Mr. Armstrong said his belief that banks will become a dominant player in the insurance marketplace is based on certain competitive advantages they enjoy, such as effective distribution systems, state-of-the-art information technology, access to an existing customer base and public confidence.
"Banks have some real substantial advantages over other insurance providers in the market," he said.
Those advantages put banks in a solid position to compete on a price basis, said Mr. Armstrong, adding that "the largest single determinant of insurance purchasing in the future is going to be price, because all the other distinctions are blurry."
There are several ways banks can get into the insurance business, Mr. Armstrong said, including:
Start from scratch and assemble a new insurance operation.
This approach can be difficult because the bank's knowledge of the insurance business is limited, he said.
Acquire an agency.
This is the route that most banks entering insurance are selecting, Mr. Armstrong said. Acquiring the right agency can provide the bank a strong source of expertise, he noted.
But a bank acquiring an agency has to be careful to provide incentives for the agency's principals to keep it a profitable concern rather than viewing the acquisition as an opportunity to cash out and retire, he added.

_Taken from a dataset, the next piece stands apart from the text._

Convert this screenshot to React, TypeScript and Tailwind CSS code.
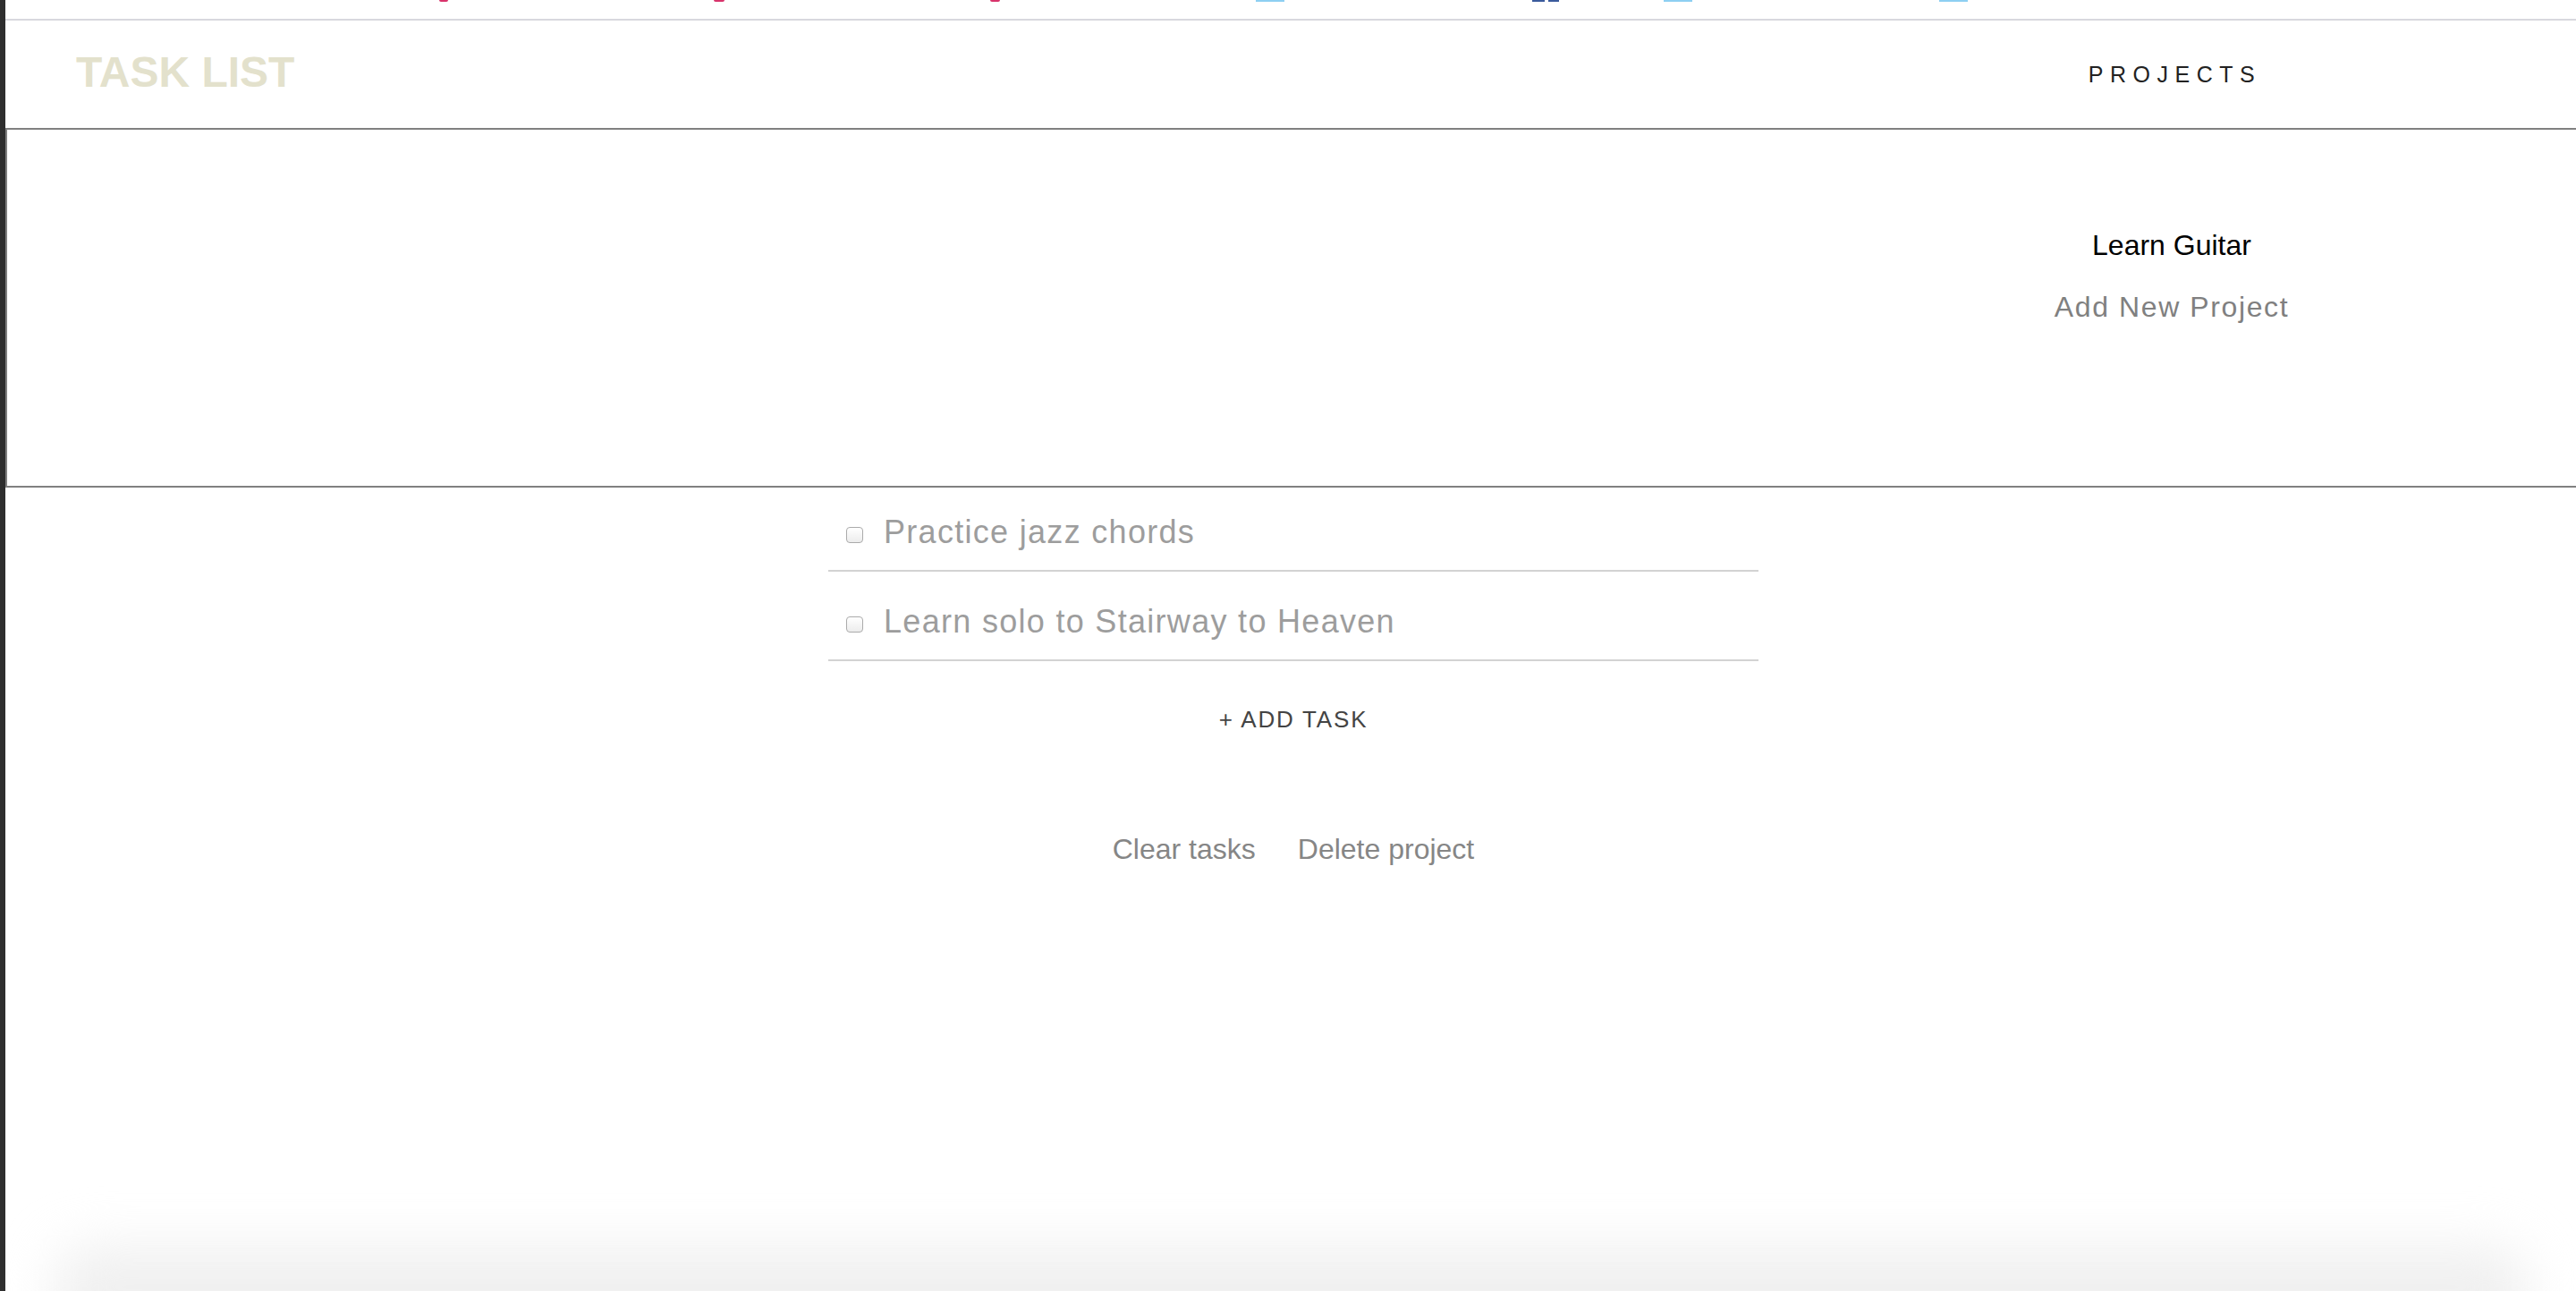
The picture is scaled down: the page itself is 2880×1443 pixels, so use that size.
import React from "react";

function TaskRow({ text }: { text: string }) {
  return (
    <div className="flex h-[100px] items-end border-b-2 border-[#d3d3d3] pb-[25px] pl-[20px]">
      <span className="mb-[5px] inline-block h-[18px] w-[19px] rounded-[4px] border border-[#ababab] bg-gradient-to-b from-white to-[#ececec]" />
      <span className="ml-[23px] text-[36px] leading-[34px] tracking-[1.3px] text-[#9d9d9d]">{text}</span>
    </div>
  );
}

export default function App() {
  return (
    <div className="relative flex h-[1443px] w-full overflow-hidden bg-white font-['Liberation_Sans',Arial,sans-serif]">
      <div className="w-[6px] shrink-0 bg-[#2e2e2e]" />
      <div className="relative flex min-w-0 flex-1 flex-col">
        {/* top strip with cut-off icons */}
        <div className="flex h-[23px] shrink-0 items-start border-b-2 border-[#d8d8de]">
          <span className="ml-[485px] h-[2px] w-[10px] rounded-b-full bg-[#d8336b]" />
          <span className="ml-[297px] h-[2px] w-[12px] rounded-b-full bg-[#d8336b]" />
          <span className="ml-[297px] h-[2px] w-[11px] rounded-b-full bg-[#d8336b]" />
          <span className="ml-[286px] h-[2px] w-[32px] bg-[#8ecff2]" />
          <span className="ml-[277px] flex h-[2px] w-[30px] gap-[4px]">
            <span className="h-full w-[14px] bg-[#3b5b9c]" />
            <span className="h-full w-[12px] bg-[#3b5b9c]" />
          </span>
          <span className="ml-[117px] h-[2px] w-[32px] bg-[#8ecff2]" />
          <span className="ml-[276px] h-[2px] w-[32px] bg-[#8ecff2]" />
        </div>

        {/* header */}
        <div className="flex h-[120px] shrink-0 items-start justify-between">
          <div className="pl-[79px] pt-[34px] text-[48px] font-bold leading-[48px] text-[#e3e1cc]">TASK LIST</div>
          <div className="flex w-[906px] justify-center pt-[48px]">
            <span className="pl-[9px] text-[25px] leading-[25px] tracking-[0.3em] text-[#222]">PROJECTS</span>
          </div>
        </div>

        {/* projects dropdown overlay */}
        <div className="absolute left-0 right-0 top-[143px] z-10 h-[402px] border-y-2 border-l-2 border-[#808080] bg-white">
          <div className="ml-auto flex w-[904px] flex-col items-center gap-[32px] pt-[111px]">
            <div className="text-[32px] leading-[37px] text-black">Learn Guitar</div>
            <div className="text-[32px] leading-[37px] tracking-[1.6px] text-[#808080]">Add New Project</div>
          </div>
        </div>

        {/* main content */}
        <div className="flex flex-col items-center pl-[6px] pt-[396px]">
          <div className="w-[1040px]">
            <TaskRow text="Practice jazz chords" />
            <TaskRow text="Learn solo to Stairway to Heaven" />
          </div>
          <div className="mt-[52px] text-[26px] leading-[26px] tracking-[1.8px] text-[#444]">+ ADD TASK</div>
          <div className="mt-[116px] flex gap-[47px] text-[32px] leading-[32px] text-[#868686]">
            <span>Clear tasks</span>
            <span>Delete project</span>
          </div>
        </div>

        {/* bottom window shadow */}
        <div className="pointer-events-none absolute bottom-[-80px] left-[55px] right-[55px] h-[130px] rounded-[40px] bg-[#f0f0f0] blur-[28px]" />
      </div>
    </div>
  );
}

"The problem with buying an agency for most community banks is that it takes a lot of upfront capital," Mr. Armstrong said. "And if they overpay, as so many of them do, it takes a long time to make up that capital."

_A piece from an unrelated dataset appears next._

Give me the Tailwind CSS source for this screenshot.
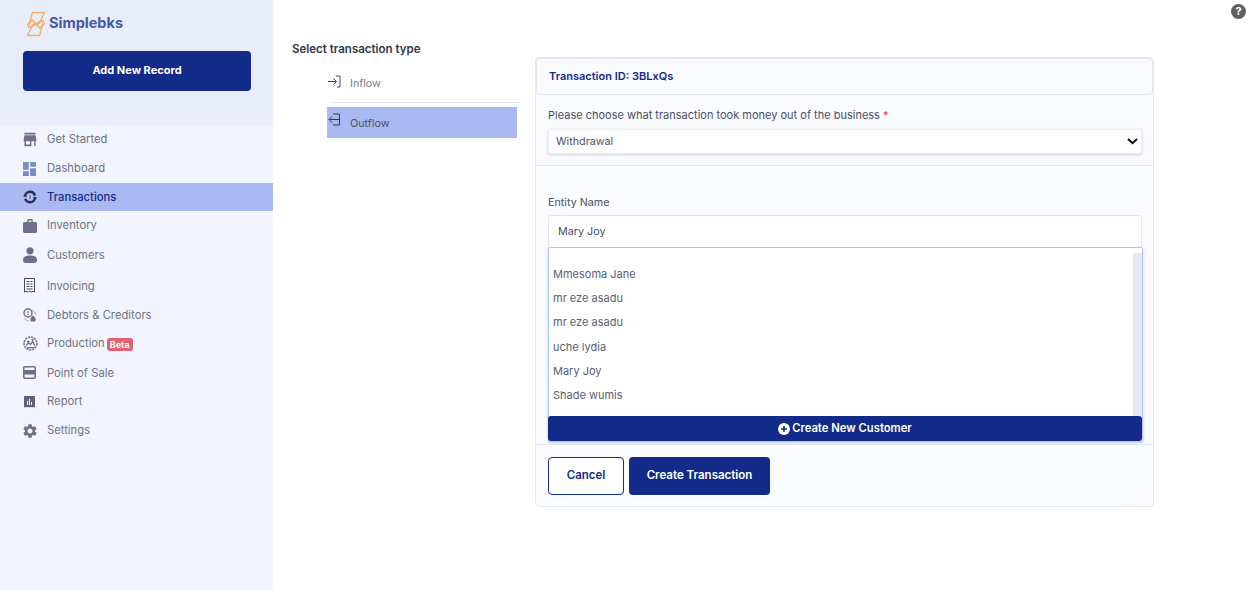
<!DOCTYPE html>
<html lang="en">
  <head>
    <meta charset="UTF-8" />
    <meta name="viewport" content="width=device-width, initial-scale=1.0" />
    <title>Simplebks</title>
    <script src="https://cdn.jsdelivr.net/npm/@tailwindcss/browser@4"></script>
  </head>
  <body class="bg-white font-['Inter',sans-serif] text-[11px] text-[#4b4f63]">
    <div class="relative flex h-[590px] w-[1256px] overflow-hidden">
      <!-- Sidebar -->
      <aside class="flex w-[273px] shrink-0 flex-col bg-[#f2f5fe]">
        <div class="h-[125px] bg-[#e8ecfb] px-[23px] pt-[11px]">
          <div class="flex h-[26px] items-center gap-[3px] pl-[3px]">
            <svg class="h-[26px] w-[20px]" viewBox="0 0 20 26" fill="none" stroke="#f6ae66" stroke-width="1.3" stroke-linejoin="round">
              <path d="M6.5 1.5H18.5L13.5 12H9L6 16H2.5Z" />
              <path d="M13.5 24.5H1.5L6.5 14H11L14 10H17.5Z" />
              <path d="M1 14L6 8.5L9 12" />
              <path d="M19 12L14 17.5L11 14" />
            </svg>
            <span class="mb-[2px] text-[14.5px] leading-none font-bold text-[#4358a8]">Simplebks</span>
          </div>
          <button class="mt-[14px] h-[40px] w-[228px] rounded-[4px] bg-[#132b88] pb-[2px] text-[11px] font-bold text-white">Add New Record</button>
        </div>
        <nav class="flex flex-col text-[11.25px] text-[#6e7284]">
          <a class="flex h-[29px] items-center pl-[23px]">
            <svg class="h-[15px] w-[14px] shrink-0" viewBox="2 3 20 18" preserveAspectRatio="none" fill="#6c7088"><path d="M20 4H4v2h16V4zm1 10v-2l-1-5H4l-1 5v2h1v6h10v-6h4v6h2v-6h1zm-9 4H6v-4h6v4z" /></svg>
            <span class="ml-[10px]">Get Started</span>
          </a>
          <a class="flex h-[29px] items-center pl-[23px]">
            <svg class="h-[14px] w-[13px] shrink-0" viewBox="3 3 18 18" preserveAspectRatio="none" fill="#7a8cc8"><path d="M3 13h8V3H3v10zm0 8h8v-6H3v6zm10 0h8V11h-8v10zm0-18v6h8V3h-8z" /></svg>
            <span class="ml-[11px]">Dashboard</span>
          </a>
          <a class="flex h-[28px] items-center bg-[#aab9f1] pl-[23px] text-[#132b88]">
            <svg class="h-[14px] w-[14px] shrink-0" viewBox="0 0 14 14" fill="none">
              <circle cx="7" cy="7" r="5.2" stroke="#2a2f55" stroke-width="2.4" stroke-dasharray="14 2.4" />
              <path d="M0 6L3 4L3.8 7Z M14 8L11 10L10.2 7Z" fill="#2a2f55" />
              <circle cx="7" cy="7" r="2.6" fill="#c9d3f6" />
              <path d="M7 5V9" stroke="#2a2f55" stroke-width="1" />
            </svg>
            <span class="ml-[10px] font-medium">Transactions</span>
          </a>
          <a class="flex h-[29px] items-center pl-[23px]">
            <svg class="h-[14px] w-[14px] shrink-0" viewBox="2 2 20 19" preserveAspectRatio="none" fill="#6c7088"><path d="M20 6h-4V4c0-1.1-.9-2-2-2h-4c-1.1 0-2 .9-2 2v2H4c-1.1 0-2 .9-2 2v11c0 1.1.9 2 2 2h16c1.1 0 2-.9 2-2V8c0-1.1-.9-2-2-2zm-6 0h-4V4h4v2z" /></svg>
            <span class="ml-[10px]">Inventory</span>
          </a>
          <a class="flex h-[30px] items-center pl-[23px]">
            <svg class="h-[16px] w-[14px] shrink-0" viewBox="0 0 14 16" fill="#6c7088"><circle cx="7" cy="3.8" r="3.6" /><path d="M0 13C0 9.5 3 8.5 7 8.5S14 9.5 14 13C14 15 13 16 11.5 16H2.5C1 16 0 15 0 13Z" /></svg>
            <span class="ml-[10px]">Customers</span>
          </a>
          <a class="flex h-[31px] items-center pl-[23px]">
            <svg class="h-[15px] w-[13px] shrink-0" viewBox="0 0 13 15" fill="none" stroke="#44485e">
              <path d="M1.5 .5H11.5V14L10 13.2L8.3 14L6.5 13.2L4.7 14L3 13.2L1.5 14Z" />
              <path d="M3.5 3.5H6.5M7.5 3.5H9.5M3.5 6H6.5M7.5 6H9.5M3.5 8.5H6.5M7.5 8.5H9.5M3.5 11H9.5" />
            </svg>
            <span class="mt-[2px] ml-[11px]">Invoicing</span>
          </a>
          <a class="flex h-[28px] items-center pl-[23px]">
            <svg class="h-[14px] w-[14px] shrink-0" viewBox="0 0 14 14" fill="none">
              <circle cx="5" cy="5" r="4" stroke="#6c7088" stroke-width="1.5" />
              <path d="M5 3V7" stroke="#6c7088" />
              <path d="M9 2.5C11 3 12.5 4.5 13 6.5" stroke="#9a9eb0" />
              <path d="M7.5 10L10 7.5L12.5 10V13.5H7.5Z" fill="#6c7088" />
              <path d="M1.5 10C2 11.5 3.5 12.5 5.5 13" stroke="#9a9eb0" />
            </svg>
            <span class="ml-[10px]">Debtors &amp; Creditors</span>
          </a>
          <a class="flex h-[29px] items-center pl-[23px]">
            <svg class="h-[15px] w-[15px] shrink-0" viewBox="0 0 14 14" fill="none" stroke="#6c7088">
              <circle cx="7" cy="7" r="6" stroke-width="1.4" stroke-dasharray="2 .8" />
              <path d="M3 9L5 6L7 8L9 5L11 9" stroke-width="1.2" />
              <path d="M3.5 11H10.5M4 5H6M8 3.5H10" stroke="#44485e" />
            </svg>
            <span class="mb-[1px] ml-[9px]">Production</span>
            <span class="mb-[-1px] ml-[2px] rounded-[3px] bg-[#e4606f] px-[3px] text-[9px] leading-[13px] font-bold text-white">Beta</span>
          </a>
          <a class="flex h-[29px] items-center pl-[23px]">
            <svg class="h-[13px] w-[13px] shrink-0" viewBox="0 0 13 13" fill="none"><rect x=".75" y=".75" width="11.5" height="11.5" rx="1" stroke="#6c7088" stroke-width="1.5" /><rect x="1" y="4" width="11" height="4.5" fill="#6c7088" /></svg>
            <span class="mt-[1px] ml-[11px]">Point of Sale</span>
          </a>
          <a class="flex h-[29px] items-center pl-[23px]">
            <svg class="ml-[1px] h-[12px] w-[11px] shrink-0" viewBox="0 0 11 12"><rect width="11" height="11" fill="#5f6379" /><rect y="11" width="11" height="1" fill="#d4d6e0" /><path d="M3 5H4V9H3ZM5 3H6V9H5ZM7 6H8V9H7Z" fill="#f2f5fe" /></svg>
            <span class="ml-[12px]">Report</span>
          </a>
          <a class="flex h-[29px] items-center pl-[23px]">
            <svg class="h-[14px] w-[14px] shrink-0" viewBox="2 2 20 20" fill="#6c7088"><path d="M19.14 12.94c.04-.3.06-.61.06-.94 0-.32-.02-.64-.07-.94l2.03-1.58c.18-.14.23-.41.12-.61l-1.92-3.32c-.12-.22-.37-.29-.59-.22l-2.39.96c-.5-.38-1.03-.7-1.62-.94l-.36-2.54c-.04-.24-.24-.41-.48-.41h-3.84c-.24 0-.43.17-.47.41l-.36 2.54c-.59.24-1.13.57-1.62.94l-2.39-.96c-.22-.08-.47 0-.59.22L2.74 8.87c-.12.21-.08.47.12.61l2.03 1.58c-.05.3-.09.63-.09.94s.02.64.07.94l-2.03 1.58c-.18.14-.23.41-.12.61l1.92 3.32c.12.22.37.29.59.22l2.39-.96c.5.38 1.03.7 1.62.94l.36 2.54c.05.24.24.41.48.41h3.84c.24 0 .44-.17.47-.41l.36-2.54c.59-.24 1.13-.56 1.62-.94l2.39.96c.22.08.47 0 .59-.22l1.92-3.32c.12-.22.07-.47-.12-.61l-2.01-1.58zM12 15.6c-1.98 0-3.6-1.62-3.6-3.6s1.62-3.6 3.6-3.6 3.6 1.62 3.6 3.6-1.62 3.6-3.6 3.6z" /></svg>
            <span class="ml-[10px]">Settings</span>
          </a>
        </nav>
      </aside>

      <!-- Main -->
      <main class="flex-1 pt-[42px] pl-[19px]">
        <h2 class="text-[11.5px] leading-[14px] font-semibold text-[#33374d]">Select transaction type</h2>
        <div class="mt-px flex">
          <!-- Transaction type tabs -->
          <div class="mt-[10px] ml-[35px] w-[194px]">
            <div class="flex h-[35px] w-[190px] items-center pl-[1px]">
              <svg class="mb-[6px] h-[14px] w-[13px]" viewBox="0 0 13 14" fill="none" stroke="#44485e"><path d="M0 6.5H8M5.5 3.5L8.5 6.5L5.5 9.5M8 1H12V12H9" /></svg>
              <span class="mb-[1px] ml-[9px] text-[10.75px] text-[#7a7e8e]">Inflow</span>
            </div>
            <div class="ml-[4px] h-px bg-[#e3e7f0]"></div>
            <div class="mt-[4px] flex h-[31px] w-[190px] items-center bg-[#aab9f1] pl-[1px]">
              <svg class="mb-[6px] h-[14px] w-[13px]" viewBox="0 0 13 14" fill="none" stroke="#33374d"><path d="M12 6.5H1.5M4 3.5L1 6.5L4 9.5M5 1H11.5V12H5" /></svg>
              <span class="mt-[3px] ml-[9px] text-[10.75px] text-[#4b4f63]">Outflow</span>
            </div>
          </div>

          <!-- Form card -->
          <div class="ml-[14px] h-[450px] w-[619px] rounded-[4px] border border-[#e3e7f0] bg-[#fafbfe]">
            <div class="flex h-[37px] items-center rounded-[4px] border border-[#e3e7f0] pl-[12px] text-[11px] font-semibold text-[#132b88]">Transaction ID: 3BLxQs</div>
            <div class="border-b border-[#e3e7f0] px-[12px] pt-[13px] pb-[11px]">
              <label class="block leading-[14px]">Please choose what transaction took money out of the business <span class="text-red-500">*</span></label>
              <div class="relative mt-[7px] h-[25px] w-[594px]">
                <select class="block h-[25px] w-full appearance-none rounded-[3px] border border-[#eceff6] bg-white pt-[1px] pl-[7px] text-[10.75px] shadow-[0_1px_3px_rgba(60,70,110,0.22)]">
                  <option>Withdrawal</option>
                </select>
                <svg class="absolute top-[9px] right-[4px] h-[7px] w-[11px]" viewBox="0 0 11 7" fill="none" stroke="#111" stroke-width="2"><path d="M1 1L5.5 5.2L10 1" /></svg>
              </div>
            </div>
            <div class="px-[12px] pt-[30px]">
              <label class="block text-[10.75px] leading-[14px]">Entity Name</label>
              <input class="mt-[5px] block h-[33px] w-[594px] rounded-t-[3px] border border-[#e3e7f0] bg-white pl-[9px] text-[10.75px] text-[#4b4f63]" value="Mary Joy" />
              <div class="-mt-[1px] flex h-[195px] w-[595px] flex-col rounded-[2px] border border-[#b4c2f5] bg-white shadow-[0_1px_3px_rgba(120,140,230,0.4)]">
                <div class="flex flex-1">
                  <ul class="flex-1 pt-[14px] pl-[4px] text-[11px] text-[#5a5d72]">
                    <li class="h-[24px] leading-[24px]">Mmesoma Jane</li>
                    <li class="h-[24px] leading-[24px]">mr eze asadu</li>
                    <li class="h-[25px] leading-[24px]">mr eze asadu</li>
                    <li class="h-[24px] leading-[24px]">uche lydia</li>
                    <li class="h-[24px] leading-[24px]">Mary Joy</li>
                    <li class="h-[24px] leading-[24px]">Shade wumis</li>
                  </ul>
                  <div class="mt-[5px] w-[9px] bg-[#e5e9f4]"></div>
                </div>
                <button class="-ml-px flex h-[25px] items-center justify-center gap-[2px] rounded-[3px] bg-[#132b88] text-[11.25px] font-semibold text-white">
                  <svg class="h-[12px] w-[12px]" viewBox="0 0 12 12"><circle cx="6" cy="6" r="6" fill="#fff" /><path d="M6 3V9M3 6H9" stroke="#132b88" stroke-width="1.6" /></svg>
                  Create New Customer
                </button>
              </div>
            </div>
            <div class="mt-[2px] flex gap-[5px] border-t border-[#e3e7f0] px-[12px] pt-[12px]">
              <button class="h-[38px] w-[76px] rounded-[4px] border border-[#132b88] bg-white text-[11.5px] font-semibold text-[#132b88]">Cancel</button>
              <button class="h-[38px] w-[141px] rounded-[4px] bg-[#132b88] text-[11.5px] font-semibold text-white">Create Transaction</button>
            </div>
          </div>
        </div>
      </main>

      <!-- Help -->
      <div class="absolute top-[4px] right-[10px] flex h-[15px] w-[15px] items-center justify-center rounded-full bg-[#5f5f5f] text-[11px] leading-none font-bold text-white">?</div>
    </div>
  </body>
</html>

Form a joint venture with an established agent/broker or carrier.
Joint ventures offer some clear advantages to other approaches, Mr. Armstrong said. They are the least expensive way to get into the business, they provide an immediate source of insurance expertise, and they are usually flexible, he said.
Joint venture disadvantages, meanwhile, include the need to find the right partner and the fact that the bank must share its insurance business profits with someone, he said.
And joint ventures can present several sticky questions, not the least of which is who owns the right to the renewals. "It depends on who has the leverage, but I really can't imagine banks giving up 100% of the customer," Mr. Armstrong said.
He is suggesting to clients entering joint ventures that they keep shared ownership of renewals with some sort of buyout provisions.
There also are various "cultural" issues that must be addressed in a joint venture between a bank and an agency, according to Mr. Armstrong.
For example, he said, bank officials may be concerned that insurance agents may chase away bank customers by calling them at home at dinnertime to sell them homeowners insurance.
Confidentiality and publicity can be another concern. Banks historically have been much more conservative about releasing information than agents, so the issue has been a sore spot in many bank-agent joint ventures, Mr. Armstrong said.
Those cultural issues can be addressed in joint venture contracts that set out, for example, limits on agents contacting bank customers or provisions that any publication of information must be approved by the bank first, he advised.